Les personnes qui souhaitent acheter des aliments qui dépassent les normes légales en ont d’ores et déjà la possibilité chez nous. En sus de Demeter, Bio et IP-Suisse, le consommateur dispose de nombreux autres labels privés, de quoi satisfaire toutes les tendances. Pour la plupart de ces labels, les ventes restent toutefois difficiles, surtout en cette période où le pouvoir d’achat est malmené. Les ventes de produits bio stagnent, voire même régressent. Le consommateur n’achète hélas pas toujours le lundi le produit dont il parle le dimanche de la votation.
Pourquoi donc cette initiative est-elle nuisible ? La production de produits régionaux, très en vogue, serait drastiquement réduite, au profit d’une augmentation drastique des importations car le comportement des consommateurs ne changerait pas subitement après le dimanche de la votation. Les études les plus récentes montrent que les prix augmenteraient d’environ 40% ! En outre, la production bio, imposée par l’Etat, limite la liberté de choix des consommateurs. Faisons encore mention des conflits liés à l’aménagement du territoire, puisqu’au lieu d’une halle d’engraissement pour 18’000 poulets, il faudrait, à l’avenir, neuf poulaillers de 2’000 animaux chacun pour maintenir la production des poulets suisses dont la demande ne tarit guère.

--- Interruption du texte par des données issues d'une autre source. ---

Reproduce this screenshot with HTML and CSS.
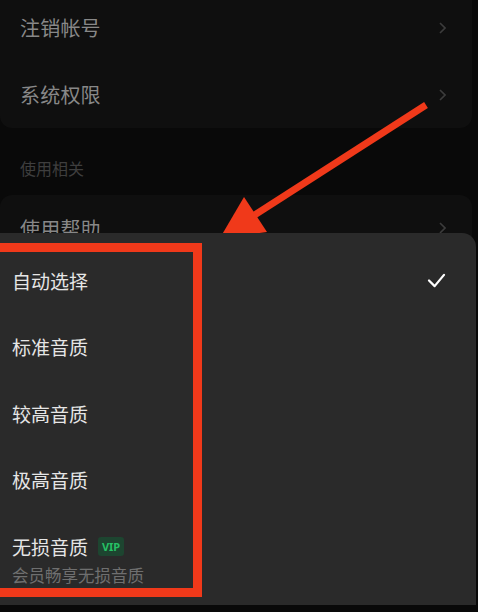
FILE: index.html
```html
<!DOCTYPE html>
<html lang="zh">
<head>
<meta charset="utf-8">
<link rel="stylesheet" href="styles.css">
</head>
<body>
<div class="page">
  <div class="card card-top">
    <div class="row"><span>注销帐号</span><svg class="chev" viewBox="0 0 7 12"><path d="M1 1l5 5-5 5"/></svg></div>
    <div class="row"><span>系统权限</span><svg class="chev" viewBox="0 0 7 12"><path d="M1 1l5 5-5 5"/></svg></div>
  </div>
  <div class="section">使用相关</div>
  <div class="card card-help">
    <div class="row"><span>使用帮助</span><svg class="chev" viewBox="0 0 7 12"><path d="M1 1l5 5-5 5"/></svg></div>
  </div>

  <svg class="arrow" viewBox="0 0 478 612">
    <line x1="426" y1="105" x2="250" y2="218" stroke="#f0391a" stroke-width="7" stroke-linecap="butt"/>
    <polygon points="244,197 267,232 220,238" fill="#f0391a"/>
  </svg>

  <div class="sheet">
    <div class="opt"><span>自动选择</span><svg class="check" viewBox="0 0 20 16"><path d="M2 8l6 6L18 2"/></svg></div>
    <div class="opt"><span>标准音质</span></div>
    <div class="opt"><span>较高音质</span></div>
    <div class="opt"><span>极高音质</span></div>
    <div class="opt opt-last">
      <div class="title"><span>无损音质</span><span class="vip">VIP</span></div>
      <div class="sub">会员畅享无损音质</div>
    </div>
  </div>

  <div class="mark"></div>
</div>
</body>
</html>
```
FILE: styles.css
```css
html, body {
  margin: 0;
  padding: 0;
  background: #090909;
}
body {
  width: 478px;
  height: 612px;
  overflow: hidden;
  font-family: "Noto Sans CJK SC", "Noto Sans", sans-serif;
}
.page {
  position: relative;
  width: 478px;
  height: 612px;
  overflow: hidden;
}
.card {
  background: #0f0f0f;
  margin: 0 6px 0 0;
  border-radius: 12px;
}
.card-top {
  margin-top: -18px;
  padding-top: 12px;
  padding-bottom: 0;
}
.row {
  height: 67px;
  display: flex;
  align-items: center;
  justify-content: space-between;
  padding: 0 26px 0 20px;
  font-size: 20px;
  color: #888888;
  letter-spacing: 0.2px;
}
.chev {
  width: 7px;
  height: 12px;
  fill: none;
  stroke: #3c3c3c;
  stroke-width: 1.6;
}
.section {
  height: 54px;
  padding: 0 20px;
  display: flex;
  align-items: center;
  margin-top: 13px;
  font-size: 16px;
  color: #3e3e3e;
}
.card-help {
  padding-top: 0;
  height: 100px;
}
.card-help .row {
  height: 66px;
}
.arrow {
  position: absolute;
  left: 0;
  top: 0;
  width: 478px;
  height: 612px;
}
.sheet {
  position: absolute;
  left: 0;
  right: 2px;
  top: 233px;
  height: 372px;
  background: #2a2a2a;
  border-top-right-radius: 14px;
  padding-top: 14px;
  box-sizing: border-box;
}
.opt {
  height: 66.5px;
  display: flex;
  align-items: center;
  justify-content: space-between;
  padding: 0 30px 0 12px;
  font-size: 19px;
  color: #e6e6e6;
}
.check {
  width: 19px;
  height: 15px;
  fill: none;
  stroke: #ffffff;
  stroke-width: 2.4;
  stroke-linecap: round;
  stroke-linejoin: round;
}
.opt-last {
  display: block;
  height: auto;
  padding-top: 20px;
}
.title {
  display: flex;
  align-items: center;
  gap: 10px;
  height: 26px;
}
.vip {
  display: inline-flex;
  align-items: center;
  justify-content: center;
  width: 26px;
  height: 19px;
  border-radius: 3px;
  background: #1d4530;
  color: #26c165;
  font-family: "Noto Sans", sans-serif;
  font-weight: 700;
  font-size: 11px;
}
.sub {
  margin-top: 5px;
  font-size: 16.5px;
  line-height: 22px;
  color: #6f6f6f;
}
.mark {
  position: absolute;
  left: -20px;
  top: 243px;
  width: 222px;
  height: 354px;
  box-sizing: border-box;
  border: 9px solid #f0391a;
  pointer-events: none;
}
```
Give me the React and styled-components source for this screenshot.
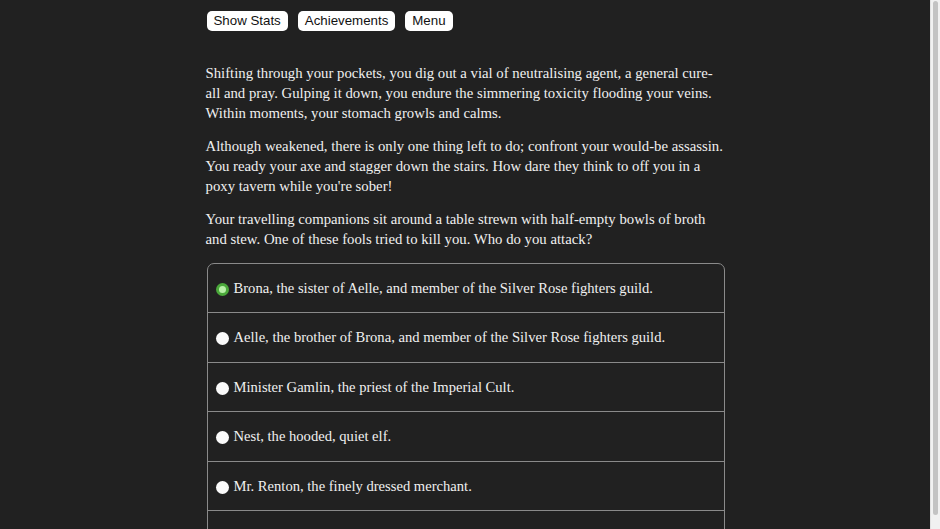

Ma conclusion est donc claire : c’est un NON ferme à cette initiative qu’il faudra glisser dans l’urne le 25 septembre. Les seuls élevages intensifs de notre pays, ce sont les ruches d’abeilles et personne n’y trouve rien à redire. Les denrées animales produites dans le cadre d’un élevage intensif et d’une violation systématique du bien-être animal n’est effectif que dans les produits d’importations, des importations qui par ailleurs doubleraient en cas d’acceptation de l’initiative, raison pour laquelle ce texte est contre-productif pour le bien-être des animaux.
Le véritable dessein des initiants n’est guère un secret. Ce n’est pas le bien-être animal qui est l’objectif mais le battage médiatique sur le climat et la rééducation des citoyens. Ils veulent que les suisses réduisent de 70% leur consommation de viande, prétendument pour « sauver le climat » mondial, par le biais de ce menu restreint imposé par l’Etat.